The problem is that whenever he browses while I'm on a game server I lag a lot and my ping is erratic.

I've tried using netlimiter to drop his speed to 16KB/sec (he doesn't mind), but that has virtually no effect. I also can't find any way to split the bandwith on the router.

Someone on the game server told me they make two connections on the same line and then neither affects each other. From that I gather I need to install PPPoE on each machine and use the router as a modem. Is this possible using the netgear?

If that is the only solution doesn't it mean I wasted my money on the firewall etc if I'm bypassing it totally?

Any advice would be appreciated.
 
I don't know the Netgear router, but that would not solve your problem completely. I also have a shared connection and two accounts over the same line. When the other user is busy downloading (browsing is ok), I also get serious lag. The only way to make this better is to have a firewall / router that can do TOS (out of my experience).
 
Thanks for the info.

You wouldn't perhaps know of a make/model router that would work, or are we talking REALLY EXPENSIVE here?
 
I'm using a normal ethernet Alcated Speedtouch Modem (no router) and the Linux Firewall/Router that does the rest. Unfortunately I am not too clued up on all the available routers :-(
 
The only way I can see it really working well is to use FreeBSD and IPFW which has some really cool bw shaping tools
 
Hi

Your ADSL line can only put through as much as it says it can. Running two different accounts on the same line is not going to put out effectively 2 x 512. More like 512/2. Using two accounts does however hold the advantage of better bandwidth managment in the sense that traffic can be put through a little more efficiently because each account has an allocated IP address to which packets can be fielded. If not, then the packets must be processed and directed through a CPU intensive process...

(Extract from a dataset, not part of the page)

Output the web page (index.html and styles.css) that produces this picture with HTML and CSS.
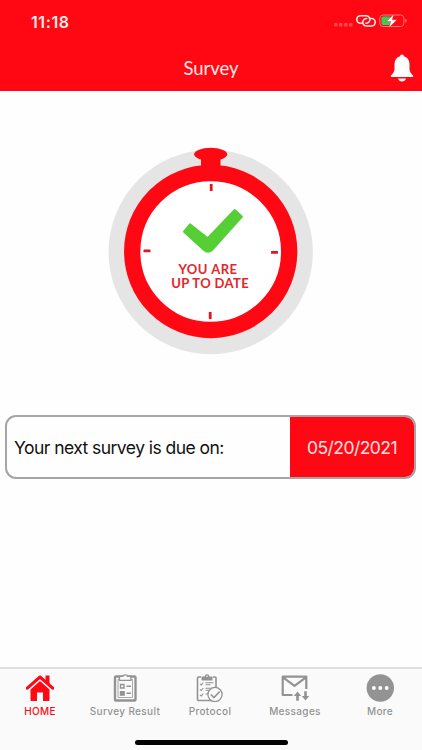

Thus using two accounts is wise, though not the complete solution you were looking for...

Cheers
Antowan

The t

### What we need in South Africa is cheap 24/7, always on Internet for under R300 a month. ###
 
Thanks for the replies.

For interests sake the problem was not actually the bandwidth being used (netlimiter was doing it's job), but the fact that he was using p2p to download with. I figured this out as soon as I took a look at the firewall logs. The sheer number of connections involved was overloading the router and causing the latency problems.

Simple solution: blocked all ports from 111 upwards to his pc since I paid for pretty much everything. Hey presto, no lag.
 
Just to add something to the mix, the Linksys WRT54G with modified firmware can do QOS.